-- Request --
Check every line of the data below for the string "size", and copy the ones that hold it.

-- Dataset content --
++++++++++++++++++++

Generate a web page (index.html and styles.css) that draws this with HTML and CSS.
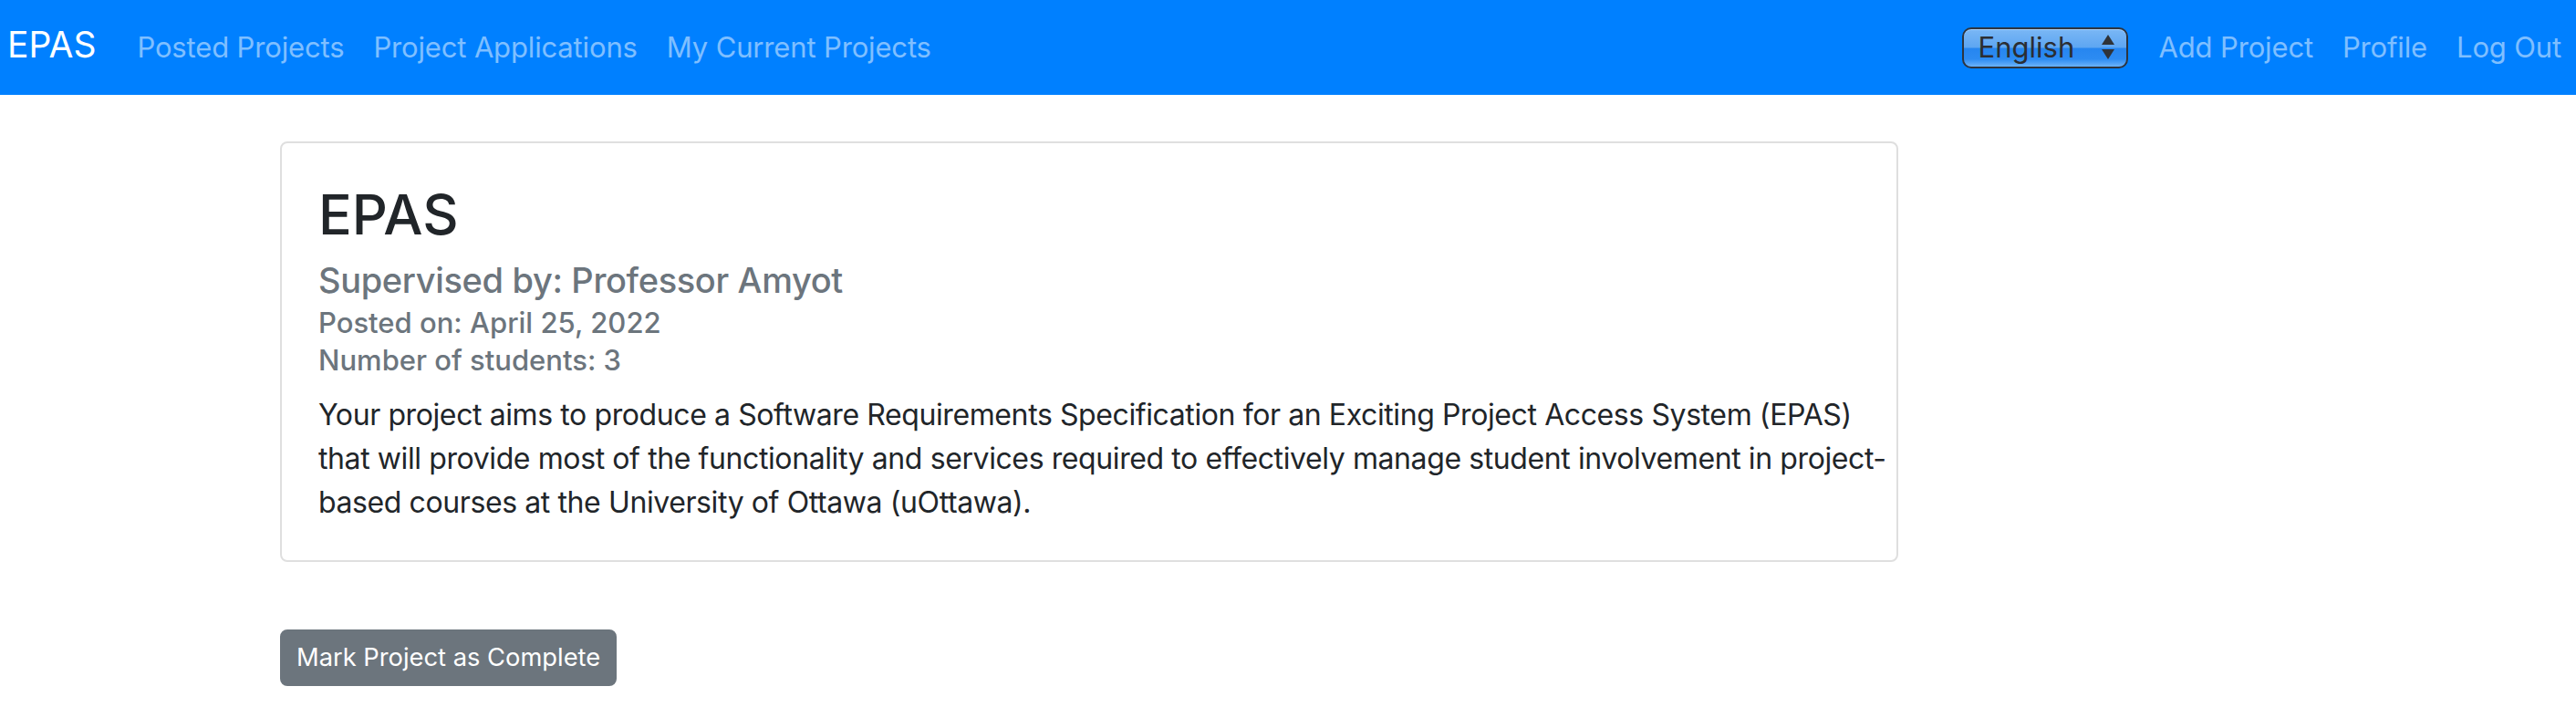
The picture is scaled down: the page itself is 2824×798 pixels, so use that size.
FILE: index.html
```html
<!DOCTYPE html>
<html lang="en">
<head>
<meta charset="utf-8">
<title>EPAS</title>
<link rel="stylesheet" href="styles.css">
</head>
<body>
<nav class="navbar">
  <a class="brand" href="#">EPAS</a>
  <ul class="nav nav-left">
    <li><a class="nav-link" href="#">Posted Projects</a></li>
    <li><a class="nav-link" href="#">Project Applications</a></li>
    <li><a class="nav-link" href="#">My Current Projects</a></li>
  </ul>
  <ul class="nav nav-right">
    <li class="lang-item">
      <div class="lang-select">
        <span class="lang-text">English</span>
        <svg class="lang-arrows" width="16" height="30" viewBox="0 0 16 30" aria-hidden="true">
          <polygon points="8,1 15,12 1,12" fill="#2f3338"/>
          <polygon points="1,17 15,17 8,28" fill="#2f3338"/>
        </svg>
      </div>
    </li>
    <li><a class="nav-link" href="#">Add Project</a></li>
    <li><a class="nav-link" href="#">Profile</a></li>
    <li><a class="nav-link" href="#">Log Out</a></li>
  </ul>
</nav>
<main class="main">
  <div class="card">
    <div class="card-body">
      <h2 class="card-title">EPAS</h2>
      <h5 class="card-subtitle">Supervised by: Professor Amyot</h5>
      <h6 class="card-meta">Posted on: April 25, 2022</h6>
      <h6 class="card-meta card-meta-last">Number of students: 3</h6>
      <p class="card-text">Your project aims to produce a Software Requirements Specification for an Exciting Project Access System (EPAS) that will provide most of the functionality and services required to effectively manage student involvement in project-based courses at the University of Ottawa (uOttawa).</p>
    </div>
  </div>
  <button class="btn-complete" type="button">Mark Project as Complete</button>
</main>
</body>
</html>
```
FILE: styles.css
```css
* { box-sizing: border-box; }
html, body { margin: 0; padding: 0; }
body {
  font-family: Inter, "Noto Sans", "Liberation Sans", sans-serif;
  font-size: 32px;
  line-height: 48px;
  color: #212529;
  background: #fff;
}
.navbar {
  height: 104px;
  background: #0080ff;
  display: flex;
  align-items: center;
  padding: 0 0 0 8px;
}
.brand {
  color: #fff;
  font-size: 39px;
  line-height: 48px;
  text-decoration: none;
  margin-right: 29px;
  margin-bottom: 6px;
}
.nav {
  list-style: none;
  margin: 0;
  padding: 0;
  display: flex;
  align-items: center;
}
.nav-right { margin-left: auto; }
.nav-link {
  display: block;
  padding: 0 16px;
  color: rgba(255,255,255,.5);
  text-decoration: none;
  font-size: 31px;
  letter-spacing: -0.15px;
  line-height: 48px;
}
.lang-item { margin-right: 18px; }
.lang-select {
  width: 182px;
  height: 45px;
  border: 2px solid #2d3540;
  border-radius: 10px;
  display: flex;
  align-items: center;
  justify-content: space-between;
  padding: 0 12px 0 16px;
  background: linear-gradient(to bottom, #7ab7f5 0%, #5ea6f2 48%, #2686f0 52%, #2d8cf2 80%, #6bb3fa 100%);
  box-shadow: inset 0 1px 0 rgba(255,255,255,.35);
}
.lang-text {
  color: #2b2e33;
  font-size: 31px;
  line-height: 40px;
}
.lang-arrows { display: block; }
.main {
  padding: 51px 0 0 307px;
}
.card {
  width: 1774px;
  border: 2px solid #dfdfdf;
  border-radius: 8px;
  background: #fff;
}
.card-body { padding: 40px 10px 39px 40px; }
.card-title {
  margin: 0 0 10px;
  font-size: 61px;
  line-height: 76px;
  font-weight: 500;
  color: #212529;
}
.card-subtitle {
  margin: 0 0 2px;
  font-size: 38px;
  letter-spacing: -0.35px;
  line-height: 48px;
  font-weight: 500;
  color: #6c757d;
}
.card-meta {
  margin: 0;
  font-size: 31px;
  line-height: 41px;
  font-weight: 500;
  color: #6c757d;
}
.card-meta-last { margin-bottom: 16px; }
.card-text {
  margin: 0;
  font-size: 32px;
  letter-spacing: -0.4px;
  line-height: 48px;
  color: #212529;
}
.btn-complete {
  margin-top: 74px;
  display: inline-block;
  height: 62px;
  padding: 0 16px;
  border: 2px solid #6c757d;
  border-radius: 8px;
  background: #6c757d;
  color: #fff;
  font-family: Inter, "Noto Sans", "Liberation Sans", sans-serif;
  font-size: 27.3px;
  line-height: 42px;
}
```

++++++++++++++++++++

-- Solution to the problem --
The picture is scaled down: the page itself is 2824×798 pixels, so use that size.
  font-size: 32px;
  font-size: 39px;
  font-size: 31px;
  font-size: 31px;
  font-size: 61px;
  font-size: 38px;
  font-size: 31px;
  font-size: 32px;
  font-size: 27.3px;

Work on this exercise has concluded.